» **Supplied material**
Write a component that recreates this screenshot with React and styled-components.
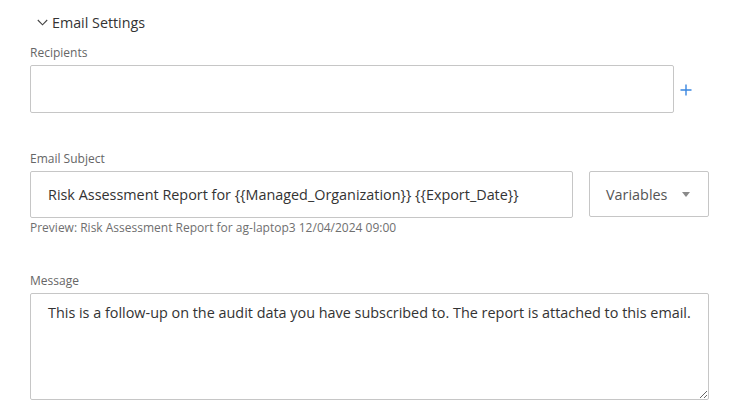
import React from 'react';
import styled, { createGlobalStyle } from 'styled-components';

const GlobalStyle = createGlobalStyle`
  body {
    margin: 0;
    background: #ffffff;
    font-family: "Open Sans", "Noto Sans", sans-serif;
  }
`;

const Panel = styled.div`
  padding: 12px 22px 0 30px;
  width: 731px;
  box-sizing: border-box;
`;

const SectionHeader = styled.div`
  display: flex;
  align-items: center;
  gap: 4px;
  margin-left: 7px;
  height: 20px;
  font-size: 14.3px;
  color: #333;
`;

const Field = styled.div`
  display: flex;
  flex-direction: column;
  margin-top: ${(props) => props.$top}px;
`;

const Label = styled.label`
  font-size: 12px;
  line-height: 15px;
  color: #666;
  margin-bottom: ${(props) => props.$gap}px;
`;

const Row = styled.div`
  display: flex;
  align-items: center;
  gap: ${(props) => props.$gap}px;
`;

const TextBox = styled.input`
  box-sizing: border-box;
  width: ${(props) => props.$width}px;
  height: ${(props) => props.$height}px;
  border: 1px solid #c6c6c6;
  border-radius: 2px;
  padding: 0 17px;
  font-family: "Open Sans", "Noto Sans", sans-serif;
  font-size: 14.4px;
  color: #333;
  outline: none;
  background: #fff;
`;

const AddButton = styled.button`
  border: none;
  background: none;
  padding: 0;
  width: 12px;
  height: 12px;
  display: flex;
  cursor: pointer;
  margin-top: 1px;
`;

const Select = styled.div`
  box-sizing: border-box;
  width: 120px;
  height: 46px;
  border: 1px solid #c6c6c6;
  border-radius: 2px;
  display: flex;
  align-items: center;
  justify-content: space-between;
  padding: 0 18px 0 16px;
  font-size: 14.4px;
  color: #555;
  margin-top: -1px;
`;

const Caret = styled.span`
  width: 0;
  height: 0;
  border-left: 4px solid transparent;
  border-right: 4px solid transparent;
  border-top: 5px solid #8a8a8a;
  margin-top: 1px;
`;

const Hint = styled.div`
  font-size: 12px;
  line-height: 15px;
  color: #6f6f6f;
  margin-top: 2px;
`;

const MessageBox = styled.textarea`
  box-sizing: border-box;
  width: 679px;
  height: 107px;
  border: 1px solid #c6c6c6;
  border-radius: 2px;
  padding: 9px 17px;
  font-family: "Open Sans", "Noto Sans", sans-serif;
  font-size: 14.4px;
  line-height: 19px;
  color: #333;
  outline: none;
  resize: vertical;
  display: block;
`;

function Chevron() {
  return (
    <svg width="11" height="7" viewBox="0 0 11 7" fill="none">
      <path d="M0.8 1 L5.5 5.8 L10.2 1" stroke="#444" strokeWidth="1.1" />
    </svg>
  );
}

function Plus() {
  return (
    <svg width="12" height="12" viewBox="0 0 12 12">
      <path d="M6 0.5 V11.5 M0.5 6 H11.5" stroke="#3a86e0" strokeWidth="1.4" />
    </svg>
  );
}

export default function App() {
  return (
    <>
      <GlobalStyle />
      <Panel>
        <SectionHeader>
          <Chevron />
          <span>Email Settings</span>
        </SectionHeader>

        <Field $top={13}>
          <Label $gap={5}>Recipients</Label>
          <Row $gap={6}>
            <TextBox $width={644} $height={48} />
            <AddButton aria-label="Add recipient">
              <Plus />
            </AddButton>
          </Row>
        </Field>

        <Field $top={38}>
          <Label $gap={5}>Email Subject</Label>
          <Row $gap={16}>
            <TextBox
              $width={543}
              $height={47}
              defaultValue="Risk Assessment Report for {{Managed_Organization}} {{Export_Date}}"
            />
            <Select>
              <span>Variables</span>
              <Caret />
            </Select>
          </Row>
          <Hint>Preview: Risk Assessment Report for ag-laptop3 12/04/2024 09:00</Hint>
        </Field>

        <Field $top={38}>
          <Label $gap={5}>Message</Label>
          <MessageBox defaultValue="This is a follow-up on the audit data you have subscribed to. The report is attached to this email." />
        </Field>
      </Panel>
    </>
  );
}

» **Given exercise**
Images in the data above are to be skipped. Retype all other material exactly.

» **Right answer**
Write a component that recreates this screenshot with React and styled-components.
import React from 'react';
import styled, { createGlobalStyle } from 'styled-components';

const GlobalStyle = createGlobalStyle`
  body {
    margin: 0;
    background: #ffffff;
    font-family: "Open Sans", "Noto Sans", sans-serif;
  }
`;

const Panel = styled.div`
  padding: 12px 22px 0 30px;
  width: 731px;
  box-sizing: border-box;
`;

const SectionHeader = styled.div`
  display: flex;
  align-items: center;
  gap: 4px;
  margin-left: 7px;
  height: 20px;
  font-size: 14.3px;
  color: #333;
`;

const Field = styled.div`
  display: flex;
  flex-direction: column;
  margin-top: ${(props) => props.$top}px;
`;

const Label = styled.label`
  font-size: 12px;
  line-height: 15px;
  color: #666;
  margin-bottom: ${(props) => props.$gap}px;
`;

const Row = styled.div`
  display: flex;
  align-items: center;
  gap: ${(props) => props.$gap}px;
`;

const TextBox = styled.input`
  box-sizing: border-box;
  width: ${(props) => props.$width}px;
  height: ${(props) => props.$height}px;
  border: 1px solid #c6c6c6;
  border-radius: 2px;
  padding: 0 17px;
  font-family: "Open Sans", "Noto Sans", sans-serif;
  font-size: 14.4px;
  color: #333;
  outline: none;
  background: #fff;
`;

const AddButton = styled.button`
  border: none;
  background: none;
  padding: 0;
  width: 12px;
  height: 12px;
  display: flex;
  cursor: pointer;
  margin-top: 1px;
`;

const Select = styled.div`
  box-sizing: border-box;
  width: 120px;
  height: 46px;
  border: 1px solid #c6c6c6;
  border-radius: 2px;
  display: flex;
  align-items: center;
  justify-content: space-between;
  padding: 0 18px 0 16px;
  font-size: 14.4px;
  color: #555;
  margin-top: -1px;
`;

const Caret = styled.span`
  width: 0;
  height: 0;
  border-left: 4px solid transparent;
  border-right: 4px solid transparent;
  border-top: 5px solid #8a8a8a;
  margin-top: 1px;
`;

const Hint = styled.div`
  font-size: 12px;
  line-height: 15px;
  color: #6f6f6f;
  margin-top: 2px;
`;

const MessageBox = styled.textarea`
  box-sizing: border-box;
  width: 679px;
  height: 107px;
  border: 1px solid #c6c6c6;
  border-radius: 2px;
  padding: 9px 17px;
  font-family: "Open Sans", "Noto Sans", sans-serif;
  font-size: 14.4px;
  line-height: 19px;
  color: #333;
  outline: none;
  resize: vertical;
  display: block;
`;

function Chevron() {
  return (
    <svg width="11" height="7" viewBox="0 0 11 7" fill="none">
      <path d="M0.8 1 L5.5 5.8 L10.2 1" stroke="#444" strokeWidth="1.1" />
    </svg>
  );
}

function Plus() {
  return (
    <svg width="12" height="12" viewBox="0 0 12 12">
      <path d="M6 0.5 V11.5 M0.5 6 H11.5" stroke="#3a86e0" strokeWidth="1.4" />
    </svg>
  );
}

export default function App() {
  return (
    <>
      <GlobalStyle />
      <Panel>
        <SectionHeader>
          <Chevron />
          <span>Email Settings</span>
        </SectionHeader>

        <Field $top={13}>
          <Label $gap={5}>Recipients</Label>
          <Row $gap={6}>
            <TextBox $width={644} $height={48} />
            <AddButton aria-label="Add recipient">
              <Plus />
            </AddButton>
          </Row>
        </Field>

        <Field $top={38}>
          <Label $gap={5}>Email Subject</Label>
          <Row $gap={16}>
            <TextBox
              $width={543}
              $height={47}
              defaultValue="Risk Assessment Report for {{Managed_Organization}} {{Export_Date}}"
            />
            <Select>
              <span>Variables</span>
              <Caret />
            </Select>
          </Row>
          <Hint>Preview: Risk Assessment Report for ag-laptop3 12/04/2024 09:00</Hint>
        </Field>

        <Field $top={38}>
          <Label $gap={5}>Message</Label>
          <MessageBox defaultValue="This is a follow-up on the audit data you have subscribed to. The report is attached to this email." />
        </Field>
      </Panel>
    </>
  );
}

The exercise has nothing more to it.